Large-Scale Dense 3D Mapping Using Submaps Derived From Orthogonal Imaging Sonars
John McConnell, Ivana Collado-Gonzalez, Paul Szenher, Brendan Englot
TL;DR
This work advances underwater 3D mapping by introducing submapping with orthogonal wide-aperture imaging sonars to produce dense 3D maps without reliance on prior object models. It combines SLAM with fused orthogonal sonar observations, object-specific Bayesian inference, and a novel submap construction that retains data between SLAM keyframes to increase coverage. Through simulations and real-world tests, the authors show that inference-based mapping performs best when repeating simple objects are abundant and a trained semantic model is available, while submapping delivers robust, high-coverage maps in complex environments with limited or no prior knowledge.
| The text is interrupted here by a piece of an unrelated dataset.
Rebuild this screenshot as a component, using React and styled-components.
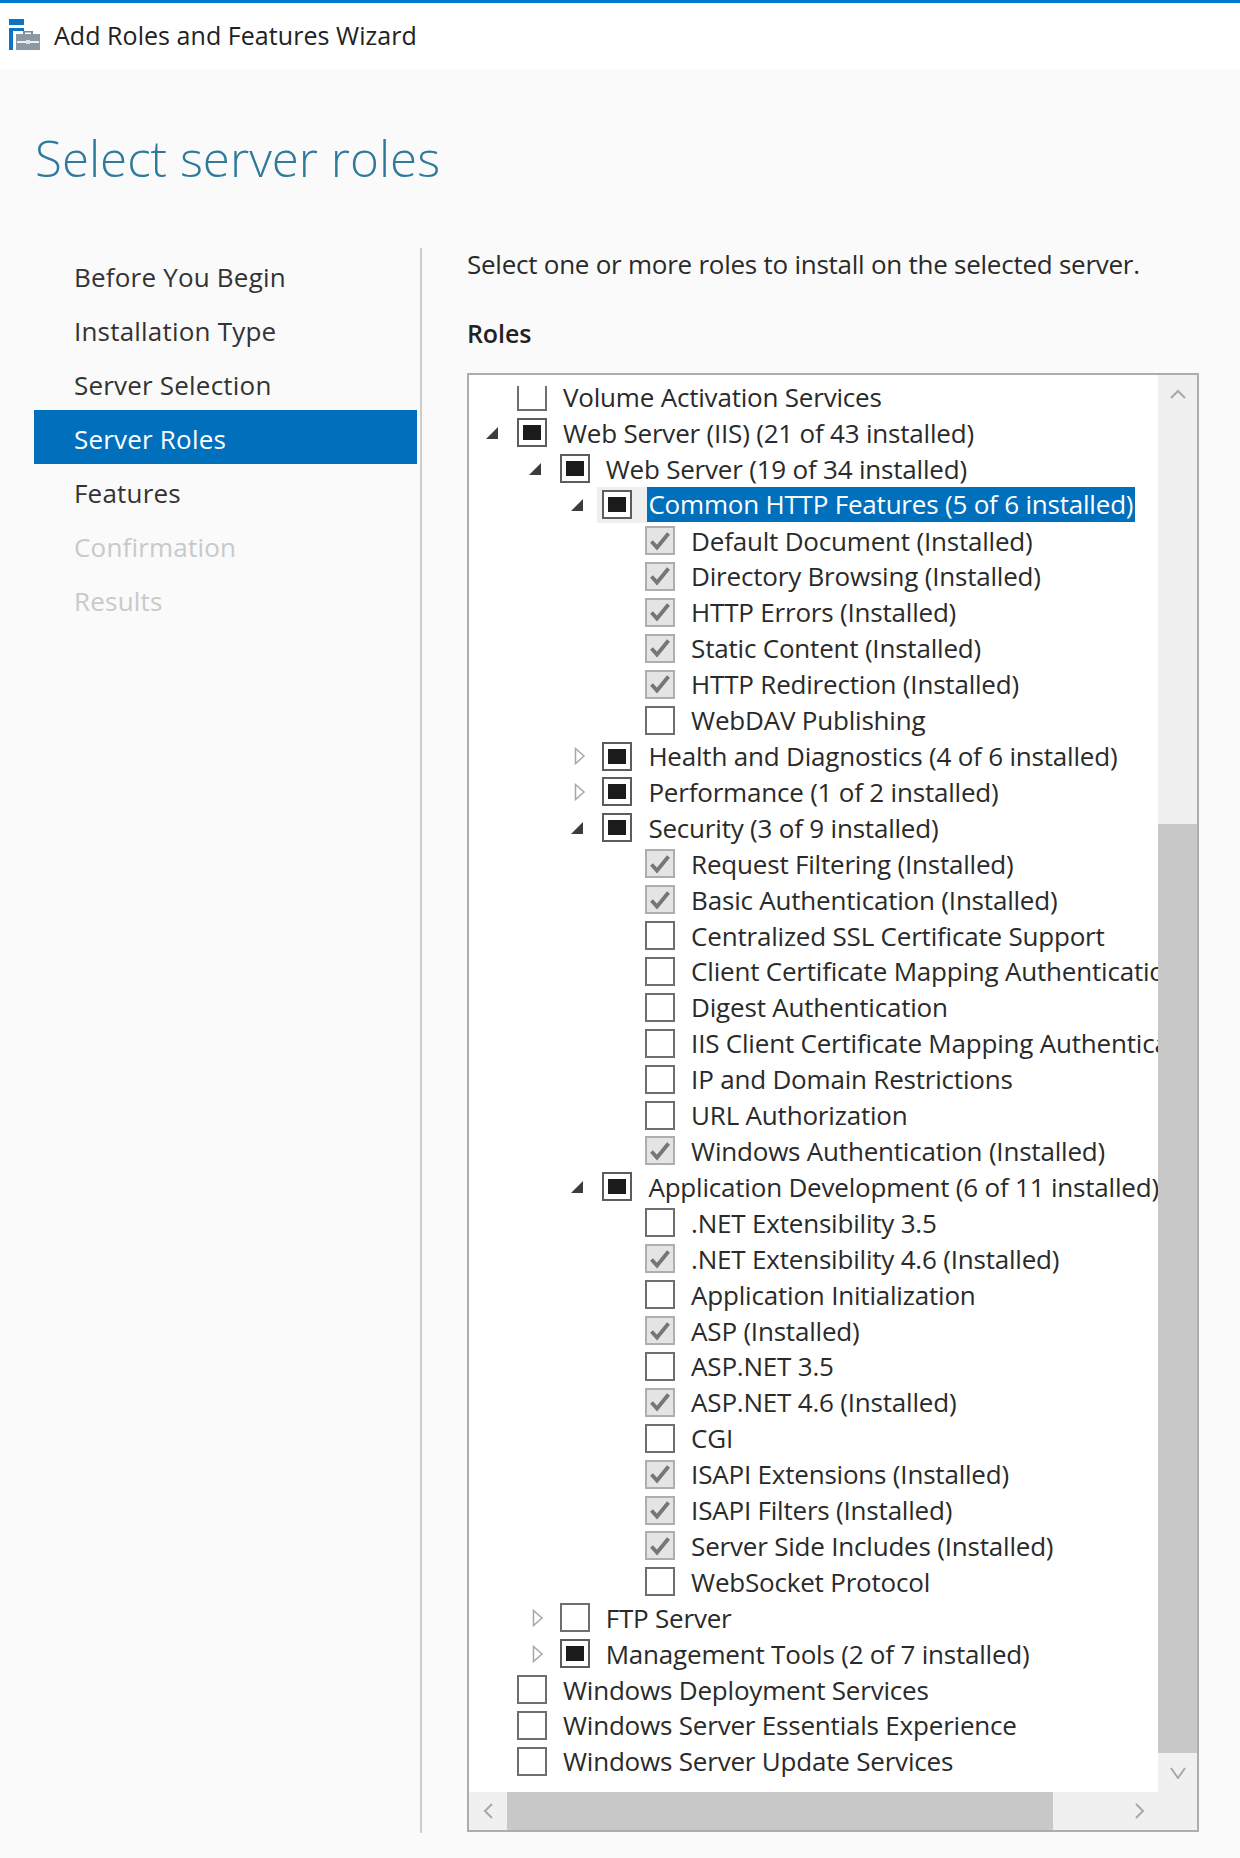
import React from 'react';
import styled, { createGlobalStyle } from 'styled-components';

const GlobalStyle = createGlobalStyle`
  html, body {
    margin: 0;
    padding: 0;
    background: #fafafa;
  }
  body {
    font-family: "Open Sans", "Noto Sans", sans-serif;
  }
`;

const Page = styled.div`
  width: 1240px;
  height: 1858px;
  overflow: hidden;
  display: flex;
  flex-direction: column;
  background: #fafafa;
`;

const TitleBar = styled.header`
  height: 70px;
  box-sizing: border-box;
  border-top: 3px solid #0078d0;
  background: #fff;
  padding: 0 0 4px 9px;
  display: flex;
  align-items: center;
  gap: 13px;
`;

const TitleText = styled.span`
  font-size: 25px;
  color: #222;
  letter-spacing: 0.05px;
`;

const Heading = styled.h1`
  margin: 0;
  height: 178px;
  box-sizing: border-box;
  padding: 50px 0 0 35px;
  font-size: 49.3px;
  line-height: 76px;
  font-weight: 300;
  color: #2d7a9c;
`;

const Body = styled.main`
  display: flex;
  padding-left: 34px;
  height: 1585px;
`;

const Nav = styled.nav`
  width: 383px;
  margin-right: 3px;
`;

const NavItem = styled.div`
  height: 54px;
  box-sizing: border-box;
  padding: 4px 0 0 40px;
  display: flex;
  align-items: center;
  font-size: 26px;
  letter-spacing: 0.2px;
  color: ${({ $active, $disabled }) => ($active ? '#fff' : $disabled ? '#c9c9c9' : '#333')};
  background: ${({ $active }) => ($active ? '#0070bd' : 'transparent')};
`;

const Divider = styled.div`
  width: 2px;
  background: #cdcdcd;
`;

const Content = styled.section`
  width: 732px;
  margin-left: 45px;
`;

const Instruction = styled.p`
  margin: -1px 0 1px;
  height: 34px;
  line-height: 34px;
  font-size: 26px;
  letter-spacing: -0.25px;
  color: #2a2a2a;
`;

const SectionLabel = styled.h2`
  margin: 35px 0 23px;
  height: 34px;
  line-height: 34px;
  font-size: 25px;
  font-weight: 600;
  letter-spacing: -0.1px;
  color: #222;
`;

const Panel = styled.div`
  height: 1459px;
  box-sizing: border-box;
  border: 2px solid #adadad;
  background: #fff;
  display: grid;
  grid-template-columns: 1fr 39px;
  grid-template-rows: 1fr 38px;
`;

const Viewport = styled.div`
  margin-top: 11px;
  overflow: hidden;
  min-width: 0;
`;

const Tree = styled.ul`
  list-style: none;
  margin: -7px 0 0;
  padding: 0;
`;

const Row = styled.li`
  height: 35.92px;
  box-sizing: border-box;
  padding-left: ${({ $level }) => 13 + $level * 42.7}px;
  display: flex;
  align-items: center;
  white-space: nowrap;
  font-size: 26px;
  letter-spacing: -0.2px;
  color: #2a2a2a;
`;

const Expander = styled.span`
  width: 35px;
  flex-shrink: 0;
  display: flex;
  align-items: center;
`;

const CheckCell = styled.span`
  height: 36px;
  display: flex;
  align-items: center;
  flex-shrink: 0;
  padding-right: 16px;
  ${({ $hot }) => $hot && 'background: #efefef; margin-left: -5px; padding-left: 5px;'}
`;

const boxColors = {
  empty: { border: '#6e6e6e', fill: '#fff' },
  partial: { border: '#5c5c5c', fill: '#fff' },
  checked: { border: '#aeaeae', fill: '#e4e4e4' },
};

const Box = styled.span`
  width: 30px;
  height: 29px;
  box-sizing: border-box;
  border: 2px solid ${({ $state }) => boxColors[$state].border};
  background: ${({ $state }) => boxColors[$state].fill};
  display: flex;
  align-items: center;
  justify-content: center;
`;

const PartialMark = styled.span`
  width: 18px;
  height: 15px;
  background: #1b1b1b;
`;

const Label = styled.span`
  ${({ $selected }) =>
    $selected &&
    'height: 35px; line-height: 35px; margin-left: -1px; padding: 0 2px 0 1px; background: #0070bd; color: #fff;'}
`;

const VScroll = styled.div`
  background: #f0f0f0;
  display: flex;
  flex-direction: column;
`;

const HScroll = styled.div`
  background: #f0f0f0;
  display: flex;
  min-width: 0;
`;

const Corner = styled.div`
  background: #f0f0f0;
`;

const ScrollButton = styled.div`
  flex: 0 0 ${({ $size }) => $size}px;
  display: flex;
  align-items: center;
  justify-content: center;
`;

const Thumb = styled.div`
  background: #c8c8c8;
  flex: 0 0 ${({ $size }) => $size}px;
`;

const Spacer = styled.div`
  flex: ${({ $size }) => ($size ? `0 0 ${$size}px` : 1)};
`;

const items = [
  [0, 'empty', null, 'Volume Activation Services'],
  [0, 'partial', 'open', 'Web Server (IIS) (21 of 43 installed)'],
  [1, 'partial', 'open', 'Web Server (19 of 34 installed)'],
  [2, 'partial', 'open', 'Common HTTP Features (5 of 6 installed)', true],
  [3, 'checked', null, 'Default Document (Installed)'],
  [3, 'checked', null, 'Directory Browsing (Installed)'],
  [3, 'checked', null, 'HTTP Errors (Installed)'],
  [3, 'checked', null, 'Static Content (Installed)'],
  [3, 'checked', null, 'HTTP Redirection (Installed)'],
  [3, 'empty', null, 'WebDAV Publishing'],
  [2, 'partial', 'closed', 'Health and Diagnostics (4 of 6 installed)'],
  [2, 'partial', 'closed', 'Performance (1 of 2 installed)'],
  [2, 'partial', 'open', 'Security (3 of 9 installed)'],
  [3, 'checked', null, 'Request Filtering (Installed)'],
  [3, 'checked', null, 'Basic Authentication (Installed)'],
  [3, 'empty', null, 'Centralized SSL Certificate Support'],
  [3, 'empty', null, 'Client Certificate Mapping Authentication'],
  [3, 'empty', null, 'Digest Authentication'],
  [3, 'empty', null, 'IIS Client Certificate Mapping Authentication'],
  [3, 'empty', null, 'IP and Domain Restrictions'],
  [3, 'empty', null, 'URL Authorization'],
  [3, 'checked', null, 'Windows Authentication (Installed)'],
  [2, 'partial', 'open', 'Application Development (6 of 11 installed)'],
  [3, 'empty', null, '.NET Extensibility 3.5'],
  [3, 'checked', null, '.NET Extensibility 4.6 (Installed)'],
  [3, 'empty', null, 'Application Initialization'],
  [3, 'checked', null, 'ASP (Installed)'],
  [3, 'empty', null, 'ASP.NET 3.5'],
  [3, 'checked', null, 'ASP.NET 4.6 (Installed)'],
  [3, 'empty', null, 'CGI'],
  [3, 'checked', null, 'ISAPI Extensions (Installed)'],
  [3, 'checked', null, 'ISAPI Filters (Installed)'],
  [3, 'checked', null, 'Server Side Includes (Installed)'],
  [3, 'empty', null, 'WebSocket Protocol'],
  [1, 'empty', 'closed', 'FTP Server'],
  [1, 'partial', 'closed', 'Management Tools (2 of 7 installed)'],
  [0, 'empty', null, 'Windows Deployment Services'],
  [0, 'empty', null, 'Windows Server Essentials Experience'],
  [0, 'empty', null, 'Windows Server Update Services'],
];

const steps = [
  { name: 'Before You Begin' },
  { name: 'Installation Type' },
  { name: 'Server Selection' },
  { name: 'Server Roles', active: true },
  { name: 'Features' },
  { name: 'Confirmation', disabled: true },
  { name: 'Results', disabled: true },
];

const WizardIcon = () => (
  <svg width="32" height="32" viewBox="0 0 32 32" style={{ flexShrink: 0 }}>
    <rect x="0" y="0" width="15" height="6" fill="#0f73c4" />
    <path d="M0 9h15v3H4v19H0z" fill="#0f73c4" />
    <path d="M7 15h24v16H7z" fill="#8b99a5" />
    <path d="M8 22h22v2H8z" fill="#eef1f3" />
    <path d="M14 15v-3h10v3h-2v-1.5h-6V15z" fill="#7b8a96" />
    <path d="M17 21h4v4h-4z" fill="#dfe4e8" />
  </svg>
);

const ExpanderIcon = ({ kind }) =>
  kind === 'open' ? (
    <svg width="15" height="14" viewBox="0 0 15 14" style={{ marginLeft: 3 }}>
      <path d="M13 1v12H1z" fill="#3c3c3c" />
    </svg>
  ) : (
    <svg width="12" height="18" viewBox="0 0 12 18" style={{ marginLeft: 7 }}>
      <path d="M1.5 1.5 10 9l-8.500 7.500z" fill="#fff" stroke="#a6a6a6" strokeWidth="1.500" />
    </svg>
  );

const CheckMark = () => (
  <svg width="22" height="20" viewBox="0 0 22 20">
    <path d="M2.500 10.500 8 16.500 19.500 2.500" fill="none" stroke="#767676" strokeWidth="3.800" />
  </svg>
);

const Chevron = ({ dir }) => {
  const paths = {
    up: 'M1 10 8 3l7 7',
    down: 'M1 2l7 10 7-10',
    left: 'M9 1 2 8l7 7',
    right: 'M2 1l7 7-7 7',
  };
  const flat = dir === 'up' || dir === 'down';
  return (
    <svg width={flat ? 16 : 11} height={flat ? 13 : 16} viewBox={flat ? '0 0 16 13' : '0 0 11 16'}>
      <path d={paths[dir]} fill="none" stroke="#a8a8a8" strokeWidth="2" />
    </svg>
  );
};

const App = () => (
  <Page>
    <GlobalStyle />
    <TitleBar>
      <WizardIcon />
      <TitleText>Add Roles and Features Wizard</TitleText>
    </TitleBar>
    <Heading>Select server roles</Heading>
    <Body>
      <Nav>
        {steps.map((step) => (
          <NavItem key={step.name} $active={step.active} $disabled={step.disabled}>
            {step.name}
          </NavItem>
        ))}
      </Nav>
      <Divider />
      <Content>
        <Instruction>Select one or more roles to install on the selected server.</Instruction>
        <SectionLabel>Roles</SectionLabel>
        <Panel>
          <Viewport>
            <Tree>
              {items.map(([level, state, expander, text, selected]) => (
                <Row key={text} $level={level}>
                  <Expander>{expander && <ExpanderIcon kind={expander} />}</Expander>
                  <CheckCell $hot={selected}>
                    <Box $state={state}>
                      {state === 'partial' && <PartialMark />}
                      {state === 'checked' && <CheckMark />}
                    </Box>
                  </CheckCell>
                  <Label $selected={selected}>{text}</Label>
                </Row>
              ))}
            </Tree>
          </Viewport>
          <VScroll>
            <ScrollButton $size={39}><Chevron dir="up" /></ScrollButton>
            <Spacer $size={410} />
            <Thumb $size={929} />
            <ScrollButton $size={39}><Chevron dir="down" /></ScrollButton>
          </VScroll>
          <HScroll>
            <ScrollButton $size={38}><Chevron dir="left" /></ScrollButton>
            <Thumb $size={546} />
            <Spacer />
            <ScrollButton $size={38}><Chevron dir="right" /></ScrollButton>
          </HScroll>
          <Corner />
        </Panel>
      </Content>
    </Body>
  </Page>
);

export default App;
The approach broadens practical deployment of autonomous underwater mapping in fully unknown scenes and highlights future directions for combining inference with submapping to leverage both complex geometry and object regularities.
Abstract
3D situational awareness is critical for any autonomous system. However, when operating underwater, environmental conditions often dictate the use of acoustic sensors. These acoustic sensors are plagued by high noise and a lack of 3D information in sonar imagery, motivating the use of an orthogonal pair of imaging sonars to recover 3D perceptual data. Thus far, mapping systems in this area only use a subset of the available data at discrete timesteps and rely on object-level prior information in the environment to develop high-coverage 3D maps. Moreover, simple repeating objects must be present to build high-coverage maps. In this work, we propose a submap-based mapping system integrated with a simultaneous localization and mapping (SLAM) system to produce dense, 3D maps of complex unknown environments with varying densities of simple repeating objects. We compare this submapping approach to our previous works in this area, analyzing simple and highly complex environments, such as submerged aircraft. We analyze the tradeoffs between a submapping-based approach and our previous work leveraging simple repeating objects. We show where each method is well-motivated and where they fall short. Importantly, our proposed use of submapping achieves an advance in underwater situational awareness with wide aperture multi-beam imaging sonar, moving toward generalized large-scale dense 3D mapping capability for fully unknown complex environments.